Letter to the Editor: Blame game doesn’t mitigate pain

My four years at Rider saw the deaths of at least a dozen students and young alumni. Suicide, health problems and far, far too many car accidents robbed the campus community of students whose full potential was never fully realized. We even watched as The College of New Jersey grappled with its own nationally televised tragedy, and it did so with a grace and dignity appropriate to the circumstances.

The students we lost were leaders and role models, friends and siblings who gave everything they could to the Rider community and were active members in the student government, Residence Life, campus media organizations, the Greek community and countless other student-run organizations. They were individuals whose post-college lives were filled with promise and, even though they didn’t get memorial scholarships in their names, their deaths hit us hard.

For those of us whose college lives were touched by loss, we grieved together and we found strength in comforting one another and our fallen friends’ families. We remembered the good times and, while such a wound never heals completely, we eventually returned to our daily routines.

The difference was that, while we may have lost a friend and a member of our Rider family, we forged stronger friendships with those who understood our grief and felt our loss just as deeply. We accepted what happened and didn’t try to aggravate someone else’s suffering by seeking scapegoats. We mourned, we cried and we honored our lost friends as respectfully as possible.

And we learned that every tragedy has a lesson. For a while, though, it seemed as though the lesson we were all learning from last semester’s events is that it’s OK to point fingers and try to make innocent people shoulder the blame for a crime they did not commit. And, as adults, we should be able to own up to our mistakes and accept the consequences — regardless of how awful and severe those consequences may be.

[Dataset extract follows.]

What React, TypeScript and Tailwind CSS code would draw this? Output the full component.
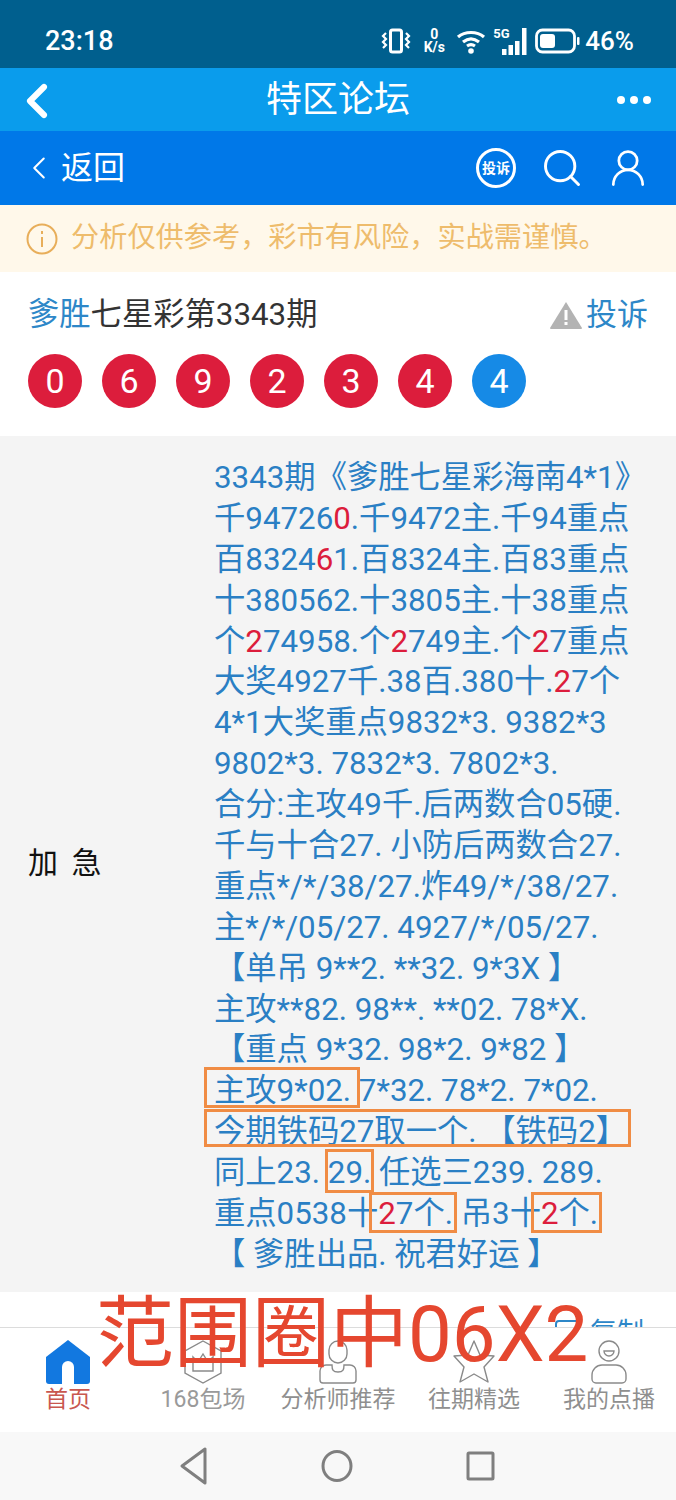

But for all the students who stood behind Dean Anthony Campbell and Ada Badgley, we learned what it means to be a family. We reached out to students and alumni we would have never contacted otherwise. We learned how to listen to one another with respect, even when facing conflicting perspectives. We learned that what unified us ­— our unshakable belief that these two remarkable and caring administrators who left such a positive impact on countless students’ lives were the last people who deserved to be indicted in the death of a student — was much stronger than what divided us. And while it was a shame that it took such an appalling display of misappropriated blame to bring us all together, I desperately hope that the good that came out of it makes such a lesson worthwhile.

When the charges against Campbell and Badgley were dropped because “there wasn’t enough evidence to take the officials to trial,” I know I wasn’t the only one who was wondering what took so long to arrive at such an obvious conclusion. It was never their job to baby sit a bunch of 18-to 22-year-olds. It was our parents’ job to send us out into the world with the maturity, self-respect and foresight that would help us succeed in college.

For many of us, college life is our first taste of freedom and, like any new experience, we’re bound to make a few mistakes along the trial-and-error path that begins with freshman orientation and ends with the commencement ceremony’s pomp and circumstance.

But we arrive at college with the understanding that we’re adults who know how to take care of ourselves, because college isn’t an arrested state of development or an excuse to linger in childhood’s carefree nature for a few more years: It’s four more years of helping us learn how to make it in the real world. Because in the real world, you can’t turn around and blame the cops or government officials if you knowingly break the law and decide you can’t take the heat.

Nothing can ease the pain of loss, but dragging out the mourning period and trivializing a preventable death by turning it into the blame game isn’t going to make anything better. And that’s a lesson best learned quickly, before any more innocent parties can come under fire.